The lyrics, in the tradition of James Brown's most groove-centered recordings, are largely functional rather than narrative. Brown calls out to his band, directs the groove, urges specific musicians to contribute, and articulates the visceral pleasure of collective rhythmic performance. The text is performative rather than descriptive: it does not tell a story about drumming so much as it enacts the experience of being inside a great rhythmic performance. This blurring of representation and enactment is one of the most sophisticated aspects of Brown's mature artistic approach, even when it appears on the surface to be pure spontaneity.

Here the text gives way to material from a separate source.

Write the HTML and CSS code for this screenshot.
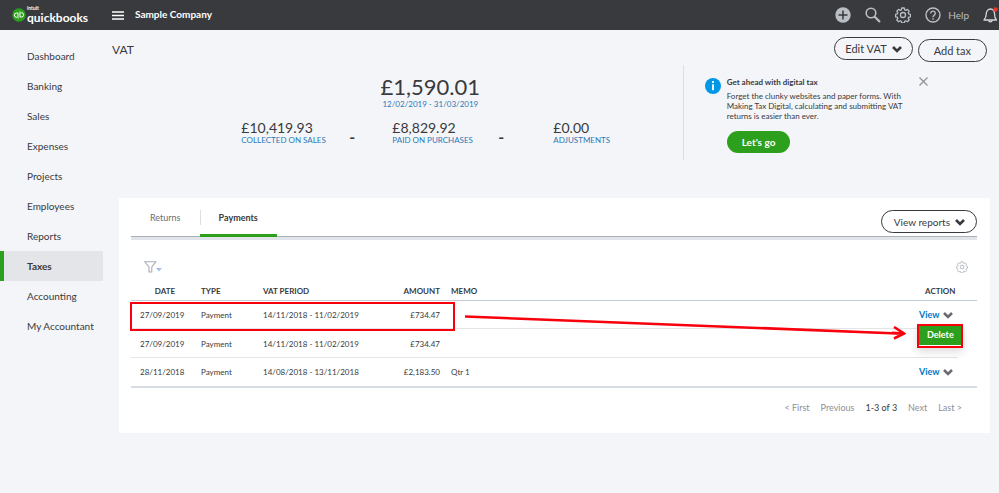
FILE: index.html
```html
<!DOCTYPE html>
<html lang="en">

<head>
    <meta charset="UTF-8">
    <meta name="viewport" content="width=device-width, initial-scale=1.0">
    <title>VAT - QuickBooks</title>
    <link rel="stylesheet" href="styles.css">
</head>

<body>
    <svg class="defs" width="0" height="0" aria-hidden="true">
        <symbol id="chevron" viewBox="0 0 10 8">
            <path d="M1 2l4 4 4-4" fill="none" stroke="currentColor" stroke-width="2.6" />
        </symbol>
        <symbol id="gear" viewBox="0 0 24 24">
            <path d="M9.9 1.5h4.2l.7 3 1.8.8 2.7-1.6 3 3-1.6 2.700.7 1.800 3 .7v4.200l-3 .7-.7 1.800 1.600 2.700-3 3-2.700-1.600-1.800.8-.7 3H9.900l-.7-3-1.800-.8-2.700 1.600-3-3 1.600-2.700-.7-1.800-3-.7v-4.200l3-.7.7-1.800-1.600-2.700 3-3 2.700 1.600 1.800-.8z" transform="translate(1.200 .2) scale(.9)" fill="none" stroke="currentColor" stroke-width="2.200" stroke-linejoin="round" />
            <circle cx="12" cy="12" r="3.800" fill="none" stroke="currentColor" stroke-width="2" />
        </symbol>
    </svg>

    <header class="topbar">
        <a class="brand" href="#">
            <svg width="14" height="14" viewBox="0 0 28 28" aria-hidden="true">
                <circle cx="14" cy="14" r="13.5" fill="#2ca01c" />
                <g fill="none" stroke="#fff" stroke-width="2">
                    <path d="M12 21V10H9a4 4 0 0 0 0 8.500h1" />
                    <path d="M16 7v11h3a4 4 0 0 0 0-8.500h-1" />
                </g>
            </svg>
            <span class="brand-text">
                <span class="brand-top">intuit</span>
                <span class="brand-name">quickbooks</span>
            </span>
        </a>
        <button class="icon-btn menu-btn" aria-label="Menu">
            <svg width="12" height="9" viewBox="0 0 12 9">
                <path d="M0 1h12M0 4.500h12M0 8h12" stroke="#fff" stroke-width="1.300" />
            </svg>
        </button>
        <span class="company">Sample Company</span>
        <div class="tools">
            <button class="icon-btn" aria-label="Create">
                <svg width="16" height="16" viewBox="0 0 16 16">
                    <circle cx="8" cy="8" r="7.700" fill="#babec5" />
                    <path d="M8 3.500v9M3.500 8h9" stroke="#393a3d" stroke-width="1.500" />
                </svg>
            </button>
            <button class="icon-btn" aria-label="Search">
                <svg width="16" height="16" viewBox="0 0 16 16" fill="none" stroke="#babec5">
                    <circle cx="6" cy="6" r="4.800" stroke-width="1.600" />
                    <path d="M9.500 9.500l5.500 5.500" stroke-width="2.200" />
                </svg>
            </button>
            <button class="icon-btn" aria-label="Settings">
                <svg width="16" height="16"><use href="#gear" /></svg>
            </button>
            <button class="icon-btn help-btn">
                <svg width="16" height="16" viewBox="0 0 16 16" fill="none" stroke="#babec5" stroke-width="1.400" aria-hidden="true">
                    <circle cx="8" cy="8" r="7" />
                    <path d="M5.700 6.500a2.300 2.300 0 1 1 3.500 1.900c-.8.500-1.200.8-1.200 1.800M8 11.300v1.400" />
                </svg>
                Help
            </button>
            <button class="icon-btn" aria-label="Notifications">
                <svg width="16" height="16" viewBox="0 0 16 16" fill="none" stroke="#d4d7dc" stroke-width="1.300">
                    <path d="M1 13h12.500c-1.500-1.500-2-3-2-6.500 0-2.500-1.500-4.500-4-4.500S3.300 4 3.300 6.500C3.300 10 2.500 11.500 1 13z" stroke-linejoin="round" />
                    <path d="M5.500 13.500a2 2 0 0 0 3.800 0" />
                    <circle cx="12.500" cy="2.500" r="2.300" fill="#e8352e" stroke="none" />
                </svg>
            </button>
        </div>
    </header>

    <div class="layout">
        <nav class="sidebar">
            <a href="#">Dashboard</a>
            <a href="#">Banking</a>
            <a href="#">Sales</a>
            <a href="#">Expenses</a>
            <a href="#">Projects</a>
            <a href="#">Employees</a>
            <a href="#">Reports</a>
            <a class="active" href="#">Taxes</a>
            <a href="#">Accounting</a>
            <a href="#">My Accountant</a>
        </nav>

        <main class="content">
            <div class="page-head">
                <h1>VAT</h1>
                <button class="pill">Edit VAT <svg width="10" height="8"><use href="#chevron" /></svg></button>
                <button class="pill pill-add">Add tax</button>
            </div>

            <section class="overview">
                <div class="summary">
                    <div class="total">£1,590.01</div>
                    <a class="period" href="#">12/02/2019 - 31/03/2019</a>
                    <div class="figures">
                        <div>
                            <div class="amount">£10,419.93</div>
                            <a href="#">COLLECTED ON SALES</a>
                        </div>
                        <span class="minus">-</span>
                        <div>
                            <div class="amount">£8,829.92</div>
                            <a href="#">PAID ON PURCHASES</a>
                        </div>
                        <span class="minus">-</span>
                        <div>
                            <div class="amount">£0.00</div>
                            <a href="#">ADJUSTMENTS</a>
                        </div>
                    </div>
                </div>
                <aside class="promo">
                    <svg class="info" width="16" height="16" viewBox="0 0 16 16" aria-hidden="true">
                        <circle cx="8" cy="8" r="8" fill="#0097e6" />
                        <path d="M8 3v2M8 6.300v6" stroke="#fff" stroke-width="1.800" />
                    </svg>
                    <div class="promo-body">
                        <h2>Get ahead with digital tax</h2>
                        <p>Forget the clunky websites and paper forms. With Making Tax Digital, calculating and submitting VAT returns is easier than ever.</p>
                        <button class="go">Let's go</button>
                    </div>
                    <button class="icon-btn close" aria-label="Close">
                        <svg width="9" height="9" viewBox="0 0 9 9">
                            <path d="M.5.5l8 8M8.500.5l-8 8" stroke="#8d9096" stroke-width="1.200" />
                        </svg>
                    </button>
                </aside>
            </section>

            <section class="panel">
                <div class="tabs">
                    <button class="tab">Returns</button>
                    <button class="tab selected">Payments</button>
                    <button class="pill reports">View reports <svg width="10" height="8"><use href="#chevron" /></svg></button>
                </div>

                <div class="table-tools">
                    <button class="icon-btn" aria-label="Filter">
                        <svg width="18" height="12" viewBox="0 0 18 12">
                            <path d="M.8.8h11L7.800 6v5H5V6z" fill="none" stroke="#a9aeb8" stroke-width="1.100" />
                            <path d="M12 7h6l-3 3.500z" fill="#a3c1e8" />
                        </svg>
                    </button>
                    <button class="icon-btn" aria-label="Table settings">
                        <svg width="12" height="12"><use href="#gear" /></svg>
                    </button>
                </div>

                <table class="payments">
                    <colgroup>
                        <col class="c-date">
                        <col class="c-type">
                        <col class="c-period">
                        <col class="c-amount">
                        <col>
                        <col class="c-action">
                    </colgroup>
                    <thead>
                        <tr>
                            <th class="center">DATE</th>
                            <th>TYPE</th>
                            <th>VAT PERIOD</th>
                            <th class="num">AMOUNT</th>
                            <th>MEMO</th>
                            <th class="action-head">ACTION</th>
                        </tr>
                    </thead>
                    <tbody>
                        <tr>
                            <td>27/09/2019</td>
                            <td>Payment</td>
                            <td>14/11/2018 - 11/02/2019</td>
                            <td class="num">£734.47</td>
                            <td></td>
                            <td>
                                <div class="action">
                                    <a href="#">View</a>
                                    <button class="icon-btn" aria-label="More actions"><svg width="10" height="8"><use href="#chevron" /></svg></button>
                                    <div class="menu"><button>Delete</button></div>
                                </div>
                            </td>
                        </tr>
                        <tr>
                            <td>27/09/2019</td>
                            <td>Payment</td>
                            <td>14/11/2018 - 11/02/2019</td>
                            <td class="num">£734.47</td>
                            <td></td>
                            <td></td>
                        </tr>
                        <tr>
                            <td>28/11/2018</td>
                            <td>Payment</td>
                            <td>14/08/2018 - 13/11/2018</td>
                            <td class="num">£2,183.50</td>
                            <td>Qtr 1</td>
                            <td>
                                <div class="action">
                                    <a href="#">View</a>
                                    <button class="icon-btn" aria-label="More actions"><svg width="10" height="8"><use href="#chevron" /></svg></button>
                                </div>
                            </td>
                        </tr>
                    </tbody>
                </table>

                <div class="pager">
                    <a href="#">&lt; First</a>
                    <a href="#">Previous</a>
                    <span>1-3 of 3</span>
                    <a href="#">Next</a>
                    <a href="#">Last &gt;</a>
                </div>

                <!-- callout: payment row to its Delete action -->
                <div class="mark-row"></div>
                <div class="mark-arrow">
                    <svg class="shaft" viewBox="0 0 430 20" preserveAspectRatio="none">
                        <path d="M0 1.500L430 18.500" />
                    </svg>
                    <svg class="tip" width="14" height="14" viewBox="0 0 14 14">
                        <path d="M2 1L12 7.500 2 12.500M12 7.500L0 6.800" />
                    </svg>
                </div>
            </section>
        </main>
    </div>
</body>

</html>
```

FILE: styles.css
```css
* {
    box-sizing: border-box;
}

body {
    margin: 0;
    background-color: #f4f5f8;
    color: #393a3d;
    font-family: Lato, "Open Sans", sans-serif;
    font-size: 10px;
    line-height: 12px;
}

a {
    color: inherit;
    text-decoration: none;
}

button {
    font: inherit;
    color: inherit;
    cursor: pointer;
}

h1, h2, p {
    margin: 0;
}

.defs {
    position: absolute;
}

.icon-btn {
    display: flex;
    align-items: center;
    padding: 0;
    border: 0;
    background: none;
}

/* top bar */
.topbar {
    display: flex;
    align-items: center;
    height: 30px;
    padding-left: 12px;
    background-color: #393a3d;
    color: #fff;
}

.brand {
    display: flex;
    align-items: center;
    gap: 1px;
    width: 100px;
}

.brand-text {
    display: flex;
    flex-direction: column;
    font-weight: bold;
}

.brand-top {
    font-size: 5px;
    line-height: 5px;
}

.brand-name {
    font-size: 12px;
    line-height: 13px;
}

.company {
    margin-left: 11px;
    font-weight: bold;
    line-height: 14px;
    padding-bottom: 2px;
}

.tools {
    display: flex;
    align-items: center;
    gap: 14px;
    margin-left: auto;
    color: #babec5;
}

.help-btn {
    gap: 7px;
}

/* side navigation */
.layout {
    display: flex;
    align-items: flex-start;
}

.sidebar {
    display: flex;
    flex-direction: column;
    width: 103px;
    padding-top: 11px;
    flex-shrink: 0;
}

.sidebar a {
    height: 30px;
    padding-left: 23px;
    border-left: 4px solid transparent;
    line-height: 30px;
}

.sidebar .active {
    border-color: #2ca01c;
    background-color: #e3e5e8;
    font-weight: bold;
}

.content {
    flex: 1;
    padding: 7px 9px 0;
}

/* page heading */
.page-head {
    display: flex;
    align-items: flex-start;
    gap: 5px;
    padding-right: 3px;
}

.page-head h1 {
    flex: 1;
    font-size: 12px;
    font-weight: normal;
    line-height: 26px;
}

.pill {
    display: flex;
    align-items: center;
    justify-content: center;
    gap: 5px;
    height: 23px;
    padding: 0 10px;
    border: 1px solid #393a3d;
    border-radius: 12px;
    background: none;
    font-size: 11px;
    white-space: nowrap;
}

.pill-add {
    margin-top: 2px;
    padding: 0 15px;
}

/* VAT summary */
.overview {
    display: grid;
    grid-template-columns: 65fr 35fr;
    margin-top: 2px;
}

.summary {
    display: flex;
    flex-direction: column;
    align-items: center;
    padding: 10px 0 0 66px;
}

.total {
    font-size: 22px;
    line-height: 24px;
}

.summary a {
    color: #2c78b5;
    font-size: 8px;
    line-height: 11px;
}

.figures {
    display: grid;
    grid-template-columns: 108px 43px 106px 55px 66px;
    margin-top: 10px;
}

.figures a {
    display: block;
    white-space: nowrap;
}

.amount {
    font-size: 14px;
    line-height: 15px;
}

.minus {
    align-self: end;
    font-size: 16px;
    font-weight: bold;
    line-height: 18px;
}

.promo {
    display: flex;
    align-items: flex-start;
    min-height: 95px;
    padding: 12px 62px 0 21px;
    border-left: 1px solid #dcdee3;
}

.info {
    flex-shrink: 0;
    margin: 1px 6px 0 0;
}

.promo-body {
    flex: 1;
    font-size: 8px;
    line-height: 10px;
}

.promo h2 {
    margin-bottom: 4px;
    font-size: 8px;
    line-height: 10px;
}

.promo p {
    max-width: 184px;
}

.go {
    height: 22px;
    margin-top: 10px;
    padding: 0 15px;
    border: 0;
    border-radius: 11px;
    background-color: #2ca01c;
    color: #fff;
    font-size: 10px;
    font-weight: bold;
}

/* payments panel */
.panel {
    position: relative;
    margin: 38px 0 0 7px;
    padding: 0 13px 19px 12px;
    background-color: #fff;
}

.tabs {
    display: flex;
    height: 42px;
    border-bottom: 3px solid #e1e4e9;
    box-shadow: inset 0 -1px #a9b2bc;
}

.tab {
    display: flex;
    align-items: center;
    height: 39px;
    padding: 3px 19px 0;
    border: 0;
    border-bottom: 3px solid transparent;
    background: none;
    color: #6b6c72;
    font-size: 9px;
}

.selected {
    border-color: #2ca01c;
    background: linear-gradient(#dcdee3, #dcdee3) 0 12px / 1px 15px no-repeat;
    color: #393a3d;
    font-weight: bold;
}

.reports {
    margin: 12px 0 0 auto;
    padding: 0 11px 0 12px;
    font-size: 10px;
}

.table-tools {
    display: flex;
    justify-content: space-between;
    align-items: center;
    padding: 21px 9px 9px 13px;
    color: #babec5;
}

.payments {
    width: 100%;
    border-collapse: collapse;
    table-layout: fixed;
    font-size: 8px;
}

.c-date {
    width: 61px;
}

.c-type {
    width: 62px;
}

.c-period {
    width: 128px;
}

.c-amount {
    width: 60px;
}

.c-action {
    width: 67px;
}

.payments th, .payments td {
    height: 29px;
    padding: 0 2px 0 9px;
    text-align: left;
    white-space: nowrap;
}

.payments th {
    height: 18px;
    border-bottom: 1px solid #c3ccd5;
}

.payments .num {
    text-align: right;
}

.payments .center {
    text-align: center;
}

.payments .action-head {
    padding-left: 15px;
}

.payments tbody tr {
    background: linear-gradient(#e3e5e8, #e3e5e8) 0 100% / calc(100% - 19px) 1px no-repeat;
}

.payments tbody tr:last-child {
    background: none;
    border-bottom: 2px solid #d8dde3;
}

.action {
    position: relative;
    display: flex;
    align-items: center;
    gap: 3px;
    color: #6b6c72;
}

.action a {
    color: #0077c5;
    font-size: 9px;
    font-weight: bold;
}

.menu {
    position: absolute;
    top: 15px;
    left: -2px;
    z-index: 1;
    border: 2px solid #f8000c;
    background-color: #fff;
    box-shadow: 0 4px 8px #0002;
}

.menu button {
    display: block;
    height: 19px;
    margin-bottom: 1px;
    padding: 0 7px 0 8px;
    border: 0;
    background-color: #2ca01c;
    color: #fff;
    font-size: 9px;
    font-weight: bold;
}

.pager {
    display: flex;
    justify-content: flex-end;
    gap: 11px;
    padding: 14px 15px 0 0;
    color: #8d9096;
    font-size: 9px;
}

.pager span {
    color: #393a3d;
}

/* callout */
.mark-row {
    position: absolute;
    top: 104px;
    left: 11px;
    width: 325px;
    height: 29px;
    border: 2px solid #f8000c;
}

.mark-arrow {
    position: absolute;
    top: 117px;
    left: 346px;
    right: 84px;
    height: 26px;
}

.mark-arrow path {
    fill: none;
    stroke: #f8000c;
    stroke-width: 2.6;
}

.shaft {
    display: block;
    width: calc(100% - 8px);
    height: 20px;
}

.tip {
    position: absolute;
    right: 0;
    bottom: 1px;
}
```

The song's central message, to the extent that a funk groove carries a message, is communal and celebratory. Brown's vision of funk was always fundamentally democratic in its implications, offering the experience of rhythmic transcendence to everyone willing to surrender to the beat. The repeated emphasis on the drummer as the central figure in this collective experience reflects Brown's genuine understanding of rhythm's foundational role in African American musical tradition. The drummer was not an accompanist in Brown's musical universe but a leader, setting the terms for every other musical contribution.
Clyde Stubblefield's drum break, which became the recording's defining element for all subsequent listeners, carries its own layer of meaning that has been interpreted and reinterpreted across decades of hip-hop and dance music. For the producers who sampled it, the break represented a kind of condensed perfection, a rhythmic statement so complete and self-sufficient that it could function as the foundation for entirely new musical structures. The break became a symbol of the creative fertility of African American musical tradition and, controversially, of the ways in which that tradition has been commercially exploited without proportionate compensation to its originators.
Within Brown's own catalog, the recording marks a moment of philosophical clarity about what his music was for and what it could do. By foregrounding the drum to a degree unusual even within funk, Brown was making an argument about musical hierarchy and about the expressive capabilities of percussion as a vehicle for human feeling. The song insists that the drummer, often the least celebrated member of a popular music ensemble, deserves recognition and attention. This insistence has proven prophetic: Stubblefield's performance has received more scholarly and critical attention than almost any other drumming recorded in the twentieth century.
For the hip-hop generation that discovered the recording through sampling, its meaning expanded to encompass questions of ancestry, continuity, and creative debt. When producers built new music on top of Stubblefield's break, they were participating in a cultural dialogue about the relationship between past and present in African American music, about what it means to honor a tradition by transforming it, and about the ethics of appropriation when the appropriators and originators come from the same community. The recording thus carries layers of meaning that its original makers could not have anticipated, accumulated through decades of creative engagement by subsequent generations of musicians and listeners.